Let $$V$$ be a sphere of radius $$r$$. Thus, if it has a uniform charge density $$\rho$$, the charge contained in it is $$q = (4/3)\pi r^3 \rho$$. Let's compute the electric field at the surface of the sphere and then take the limit as $$r \rightarrow 0$$ to turn it into a "point charge" and you'll see where this all works out.

$$\lim_{r\rightarrow 0} E = \lim_{r\rightarrow 0} \frac{1}{4\pi \epsilon_0} \frac{\frac{4}{3}\pi r^3 \rho}{r^2} = \lim_{r \rightarrow 0} \frac{r\rho}{3 \epsilon_0} = 0$$

So, actually, the electric field due to an infinitesimally small charge of charge density $$\rho$$ is ZERO. No contradiction here. Infinitely small charges make infinitely small electric fields ($$E=0$$).

• Isn't the OP asserting that all charge densities arise from continuum limit approximations of distributions of point charges, and therefore any physical charge distributions are sums of delta functions? – Jerry Schirmer Jan 23 at 19:19
• In your limit you are holding $\rho$ constant rather than $q$, so you are looking at a vanishing charge essentially.
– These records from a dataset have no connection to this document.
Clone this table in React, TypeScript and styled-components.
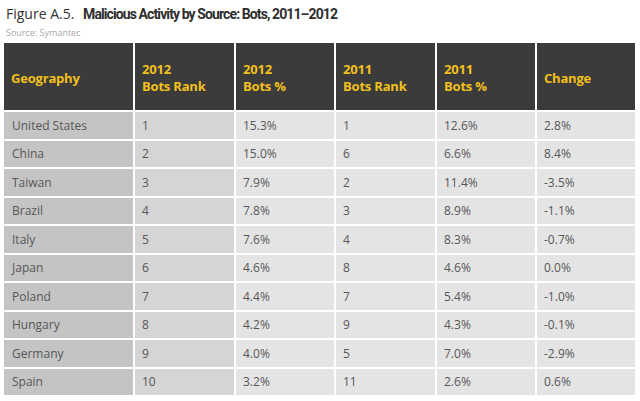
import React from "react";
import styled, { createGlobalStyle } from "styled-components";

const GlobalStyle = createGlobalStyle`
  html, body {
    margin: 0;
    padding: 0;
    background: #ffffff;
  }
  body {
    font-family: "Open Sans", "Liberation Sans", sans-serif;
  }
`;

const Page = styled.div`
  width: 640px;
  height: 401px;
  padding: 5px 0 0 4px;
  box-sizing: border-box;
  overflow: hidden;
`;

const Title = styled.div`
  font-size: 14px;
  line-height: 18px;
  color: #333;
  padding-left: 2px;
  white-space: nowrap;

  b {
    font-family: Roboto, "Open Sans", sans-serif;
    font-weight: 700;
    color: #2e2e2e;
    margin-left: 5px;
    letter-spacing: -0.9px;
  }
`;

const Source = styled.div`
  font-size: 9px;
  line-height: 12px;
  color: #a8a8a8;
  padding-left: 2px;
  margin-top: 4px;
`;

const Grid = styled.div`
  margin-top: 4px;
  display: grid;
  grid-template-columns: 129px 99px 98px 99px 98px 98px;
  grid-template-rows: 67px repeat(10, 26.5px);
  gap: 2px;
`;

const HeadCell = styled.div`
  background: #3b3b3b;
  color: #f2c01c;
  font-weight: 700;
  font-size: 13px;
  line-height: 17px;
  letter-spacing: -0.2px;
  display: flex;
  align-items: center;
  padding: 3px 0 0 7px;
  box-sizing: border-box;
`;

const Cell = styled.div<{ $tone: "dark" | "mid" | "light" }>`
  background: ${(p) =>
    p.$tone === "dark" ? "#c4c4c4" : p.$tone === "mid" ? "#d5d5d5" : "#e4e4e4"};
  color: #575757;
  font-size: 12px;
  display: flex;
  align-items: center;
  padding-left: ${(p) => (p.$tone === "dark" ? "8px" : "7px")};
  box-sizing: border-box;
`;

const headers = [
  ["Geography"],
  ["2012", "Bots Rank"],
  ["2012", "Bots %"],
  ["2011", "Bots Rank"],
  ["2011", "Bots %"],
  ["Change"],
];

const rows = [
  ["United States", "1", "15.3%", "1", "12.6%", "2.8%"],
  ["China", "2", "15.0%", "6", "6.6%", "8.4%"],
  ["Taiwan", "3", "7.9%", "2", "11.4%", "-3.5%"],
  ["Brazil", "4", "7.8%", "3", "8.9%", "-1.1%"],
  ["Italy", "5", "7.6%", "4", "8.3%", "-0.7%"],
  ["Japan", "6", "4.6%", "8", "4.6%", "0.0%"],
  ["Poland", "7", "4.4%", "7", "5.4%", "-1.0%"],
  ["Hungary", "8", "4.2%", "9", "4.3%", "-0.1%"],
  ["Germany", "9", "4.0%", "5", "7.0%", "-2.9%"],
  ["Spain", "10", "3.2%", "11", "2.6%", "0.6%"],
];

const App = () => {
  return (
    <Page>
      <GlobalStyle />
      <Title>
        Figure A.5. <b>Malicious Activity by Source: Bots, 2011–2012</b>
      </Title>
      <Source>Source: Symantec</Source>
      <Grid>
        {headers.map((h, i) => (
          <HeadCell key={i}>
            <div>
              {h.map((line) => (
                <div key={line}>{line}</div>
              ))}
            </div>
          </HeadCell>
        ))}
        {rows.map((r) =>
          r.map((v, i) => (
            <Cell key={r[0] + i} $tone={i === 0 ? "dark" : i === 1 ? "mid" : "light"}>
              {v}
            </Cell>
          ))
        )}
      </Grid>
    </Page>
  );
};

export default App;
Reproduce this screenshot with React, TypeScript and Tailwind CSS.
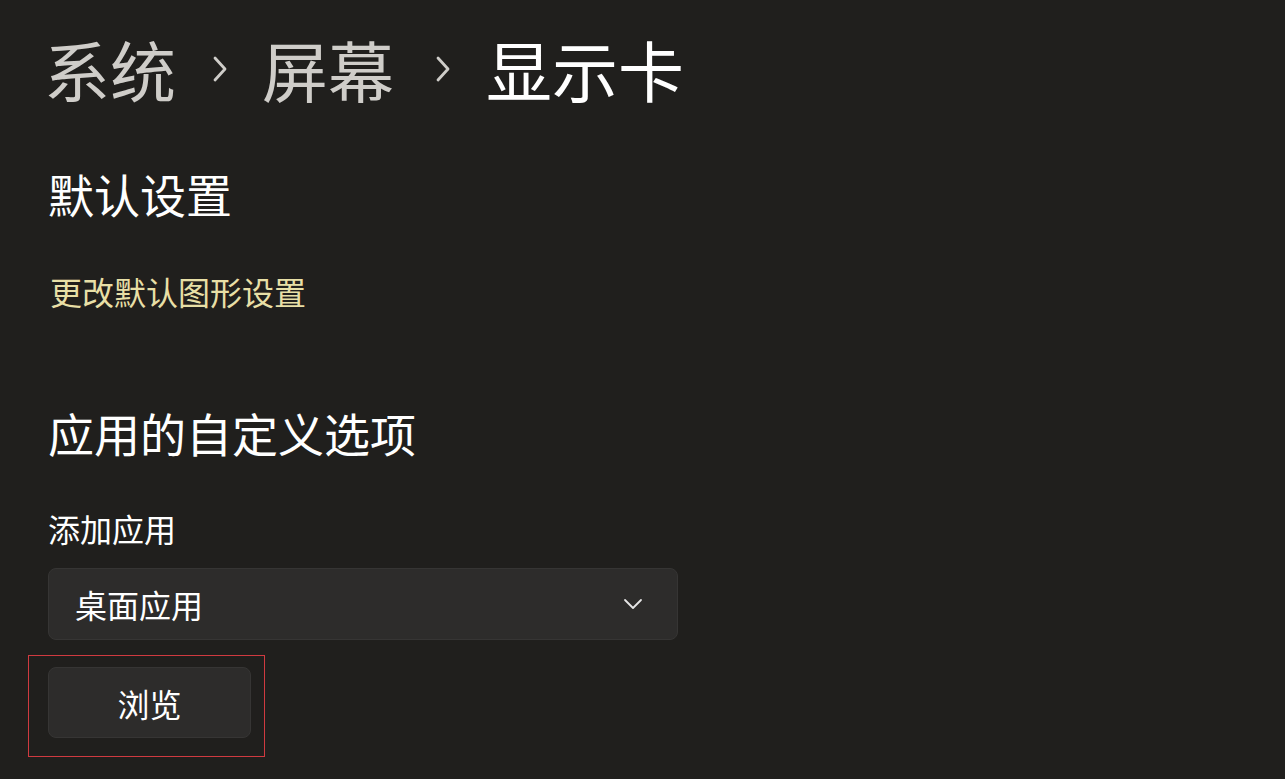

This is not the same thing as a point charge. – Aaron Stevens Jan 23 at 19:20

The Dirac delta function defines a point charge density, it is infinite at the source charge location and zero elsewhere.

It is indeed slightly confusing, since mathematically, the so-called Dirac delta function is not a function. A few years after Dirac proposed this, mathematicians made it more rigorous by defining it as a "generalized function".

You may want to understand the point charge density as approximately a smooth Gauss distribution around the charge location, then there is no singularity at all. But you can further take the limit for the Gauss distribution variance goes 0, in that limit, the electric field will diverge at the source charge location.